Aluminum (Aluminium if your British) Copper, Stainless Steel and Ceramic cookery are best cleaned until nothing comes off... not cast iron.
It would be like trying to dig all of the dirt out of your back yard. It would get very hot and then you would find China.
This thread is a bit old, but since it just popped to the top again, and since I just used and cleaned my old cast iron skillet, I thought I would add my experience.
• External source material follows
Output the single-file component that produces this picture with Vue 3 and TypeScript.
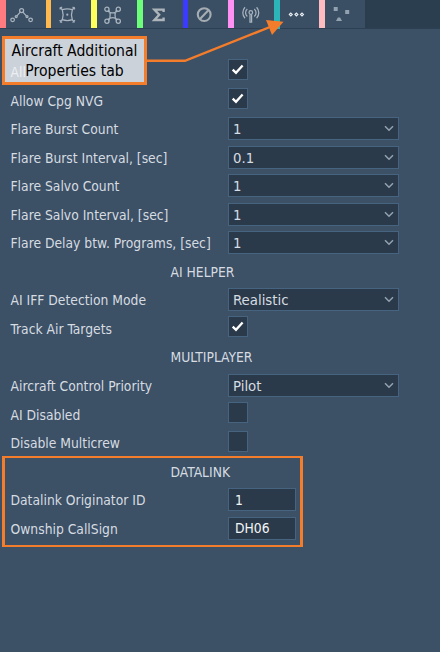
<script setup lang="ts">
interface Tab { id: string; color: string }
interface Row {
  kind: 'check' | 'select' | 'input' | 'heading'
  label: string
  value?: string
  checked?: boolean
}

const tabs: Tab[] = [
  { id: 'route', color: '#ff7b80' },
  { id: 'target', color: '#ffb94f' },
  { id: 'command', color: '#ffff5c' },
  { id: 'sum', color: '#6cff7a' },
  { id: 'none', color: '#3b3bff' },
  { id: 'radio', color: '#ff90f4' },
  { id: 'more', color: '#2bb5b8' },
  { id: 'shapes', color: '#ffbcc0' },
]

const rows: Row[] = [
  { kind: 'check', label: 'All', checked: true },
  { kind: 'check', label: 'Allow Cpg NVG', checked: true },
  { kind: 'select', label: 'Flare Burst Count', value: '1' },
  { kind: 'select', label: 'Flare Burst Interval, [sec]', value: '0.1' },
  { kind: 'select', label: 'Flare Salvo Count', value: '1' },
  { kind: 'select', label: 'Flare Salvo Interval, [sec]', value: '1' },
  { kind: 'select', label: 'Flare Delay btw. Programs, [sec]', value: '1' },
  { kind: 'heading', label: 'AI HELPER' },
  { kind: 'select', label: 'AI IFF Detection Mode', value: 'Realistic' },
  { kind: 'check', label: 'Track Air Targets', checked: true },
  { kind: 'heading', label: 'MULTIPLAYER' },
  { kind: 'select', label: 'Aircraft Control Priority', value: 'Pilot' },
  { kind: 'check', label: 'AI Disabled', checked: false },
  { kind: 'check', label: 'Disable Multicrew', checked: false },
  { kind: 'heading', label: 'DATALINK' },
  { kind: 'input', label: 'Datalink Originator ID', value: '1' },
  { kind: 'input', label: 'Ownship CallSign', value: 'DH06' },
]
</script>

<template>
  <div class="panel">
    <nav class="tabs">
      <div v-for="t in tabs" :key="t.id" class="tab" :class="t.id">
        <span class="strip" :style="{ background: t.color }"></span>
        <svg class="icon" viewBox="0 0 40 28" width="40" height="28">
          <g v-if="t.id === 'route'" class="line">
            <circle cx="6.6" cy="19.8" r="1.8" /><circle cx="10.2" cy="16.6" r="1" />
            <circle cx="15.6" cy="10.6" r="2" /><circle cx="21" cy="16.6" r="1" />
            <circle cx="24.6" cy="19.8" r="1.8" />
            <path d="M10.9 15.8l3.400-3.700M16.900 12.100l3.400 3.700" />
          </g>
          <g v-else-if="t.id === 'target'" class="line">
            <path d="M11.300 9.700Q16.300 8 21.300 9.700Q19.700 14.700 21.300 19.700Q16.300 21.400 11.300 19.700Q12.900 14.700 11.300 9.700z" />
            <circle class="pip" cx="16.300" cy="14.700" r="1.100" />
            <path d="M8.600 9.300l2.400-2.400M8.900 7.200l2.500 2.500M24 9.300l-2.400-2.400M23.700 7.200l-2.500 2.500M8.600 20.100l2.400 2.400M8.900 22.200l2.500-2.500M24 20.100l-2.400 2.400M23.700 22.200l-2.500-2.500" />
          </g>
          <g v-else-if="t.id === 'command'" class="line">
            <circle cx="9.900" cy="9.300" r="2.100" /><circle cx="21.300" cy="9.300" r="2.100" />
            <circle cx="9.900" cy="21.300" r="2.100" /><circle cx="21.300" cy="21.300" r="2.100" />
            <path d="M11.800 10.200Q14.600 15.300 11.800 20.400M19.400 10.200Q16.600 15.300 19.400 20.400M10.700 11.200Q15.600 14.600 20.500 11.200M10.700 19.400Q15.600 16 20.500 19.400" />
          </g>
          <path v-else-if="t.id === 'sum'" class="sum" d="M20.600 12V9.600H11.400L16.200 14.800L11.400 20H20.600V17.600" />
          <g v-else-if="t.id === 'none'" class="thick">
            <circle cx="16.200" cy="14.600" r="6.400" /><path d="M12 19l8.400-8.800" />
          </g>
          <g v-else-if="t.id === 'radio'" class="line">
            <circle cx="16.800" cy="12.500" r="1.800" /><path d="M16 14.500V22h1.600V14.500" />
            <path d="M13.300 16.500a5 5 0 0 1 0-7.600M20.300 16.500a5 5 0 0 0 0-7.600M11 18.300a8 8 0 0 1 0-11M22.600 18.300a8 8 0 0 0 0-11" />
          </g>
          <path v-else-if="t.id === 'more'" class="dots" d="M9.300 14.500l1.500-1.500 1.500 1.500-1.500 1.500zM14.900 14.500l1.500-1.500 1.500 1.500-1.500 1.500zM20.500 14.500l1.500-1.500 1.500 1.500-1.500 1.500z" />
          <path v-else class="solid" d="M8.700 7h4v4h-4zM20.200 10h4v4h-4zM11 21l1.900-3.400h2.200l1.900 3.400z" />
        </svg>
      </div>
    </nav>

    <main class="rows">
      <div v-for="(r, i) in rows" :key="i" class="row" :class="r.kind">
        <span class="label">{{ r.label }}</span>
        <span v-if="r.kind === 'check'" class="box">
          <svg v-if="r.checked" viewBox="0 0 20 20" width="20" height="20"><path d="M4.700 10.600l3.300 3.200 6.600-7.300" /></svg>
        </span>
        <span v-else-if="r.kind === 'select'" class="field">
          <span class="value">{{ r.value }}</span>
          <svg viewBox="0 0 10 7" width="10" height="7"><path d="M1 1.200l4 4 4-4" /></svg>
        </span>
        <span v-else-if="r.kind === 'input'" class="field short"><span class="value">{{ r.value }}</span></span>
      </div>
    </main>

    <div class="highlight"></div>
    <svg class="arrow" viewBox="0 0 440 100" width="440" height="100">
      <path class="lead" d="M146 60.800H185L270 27" />
      <path class="head" d="M266 20L283.500 21.800L272 35z" />
    </svg>
    <div class="callout"><span>Aircraft Additional</span><span>Properties tab</span></div>
  </div>
</template>

<style>
body { margin: 0; overflow: hidden; }
</style>

<style scoped>
.panel {
  position: relative;
  width: 440px;
  height: 652px;
  overflow: hidden;
  background: #3c5066;
  color: #d6dce1;
  font-family: "DejaVu Sans Condensed", "DejaVu Sans", sans-serif;
  font-stretch: condensed;
  font-size: 13.750px;
}
.tabs {
  display: flex;
  height: 28px;
  background: #2b3e50;
  border-bottom: 1px solid #2d4053;
}
.tab { display: flex; width: 45.65px; height: 28px; background: #3a4e64; }
.strip { width: 5.7px; height: 28px; flex: none; }
.more .strip { height: 29px; }
.icon { flex: none; fill: none; stroke: #a9b4bf; }
.line { stroke-width: 1.25; }
.pip { fill: #a9b4bf; stroke: none; }
.thick { stroke-width: 2.1; stroke: #a5acb2; }
.sum { stroke-width: 2.4; stroke: #adb5ba; }
.dots { stroke: #e6edf2; stroke-width: 1.1; }
.solid { fill: #93a2b0; stroke: none; }
.rows { padding-top: 28.2px; }
.row { display: flex; align-items: center; height: 28.55px; padding-left: 10.5px; }
.label { width: 217.500px; flex: none; white-space: nowrap; line-height: 20px; padding-top: 1px; }
.row:first-child .label { color: #fff; }
.heading { padding-left: 170.500px; }
.box {
  box-sizing: border-box;
  display: flex;
  width: 20px;
  height: 21px;
  margin-top: -3px;
  border: 1px solid #46647f;
  background: #2b3a4a;
}
.box svg { margin: -1px; fill: none; stroke: #fff; stroke-width: 2.3; }
.field {
  box-sizing: border-box;
  display: flex;
  align-items: center;
  justify-content: space-between;
  width: 171px;
  height: 23px;
  padding: 0 4px;
  border: 1px solid #46647f;
  background: #2b3a4a;
  font-size: 14.800px;
}
.field svg { fill: none; stroke: #94a3b1; stroke-width: 1.5; }
.short { width: 68px; padding-left: 6px; color: #f2f5f7; font-size: 13.750px; }
.highlight {
  position: absolute;
  box-sizing: border-box;
  left: 2px;
  top: 456px;
  width: 301px;
  height: 91px;
  border: solid #f47d2b;
  border-width: 2px 3px;
}
.arrow { position: absolute; left: 0; top: 0; }
.lead { fill: none; stroke: #f47d2b; stroke-width: 2.4; }
.head { fill: #f47d2b; }
.callout {
  position: absolute;
  box-sizing: border-box;
  left: 2px;
  top: 36px;
  width: 145px;
  height: 49px;
  display: flex;
  flex-direction: column;
  align-items: center;
  justify-content: center;
  border: 3px solid #f47d2b;
  background: rgba(232, 235, 240, 0.84);
  background-clip: padding-box;
  color: #000;
  font-size: 15.600px;
  line-height: 20px;
  white-space: nowrap;
}
</style>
I used the pan only to heat some precooked sausages, using very little (canola) oil. Later I washed it in my usual way: a few drops of Dawn liquid detergent, hot tap water, soak about a minute or less, clean with a plastic scrubber (the kind that is attached to sponge), then rinse with hot tap water. The water beads on the surface, indicating the the seasoning is intact. Wipe with a paper towel then put a flame under it for half a minute or so to dry thoroughly. The surface now looks clean ans smooth — semi-glossy.
After reading this thread, I then wiped the surface with a clean paper towel, and it picked up a very small brown stain. It's certainly not something I'm worried about. In my opinion, the pan is clean and properly seasoned.
Disclaimer: I'm not trying to convince the "no-soap" crowd they're wrong, nor am I interested in entertaining arguments about how soap or detergent will harm the seasoning in a cast-iron pan. This is what I do, and it works for me.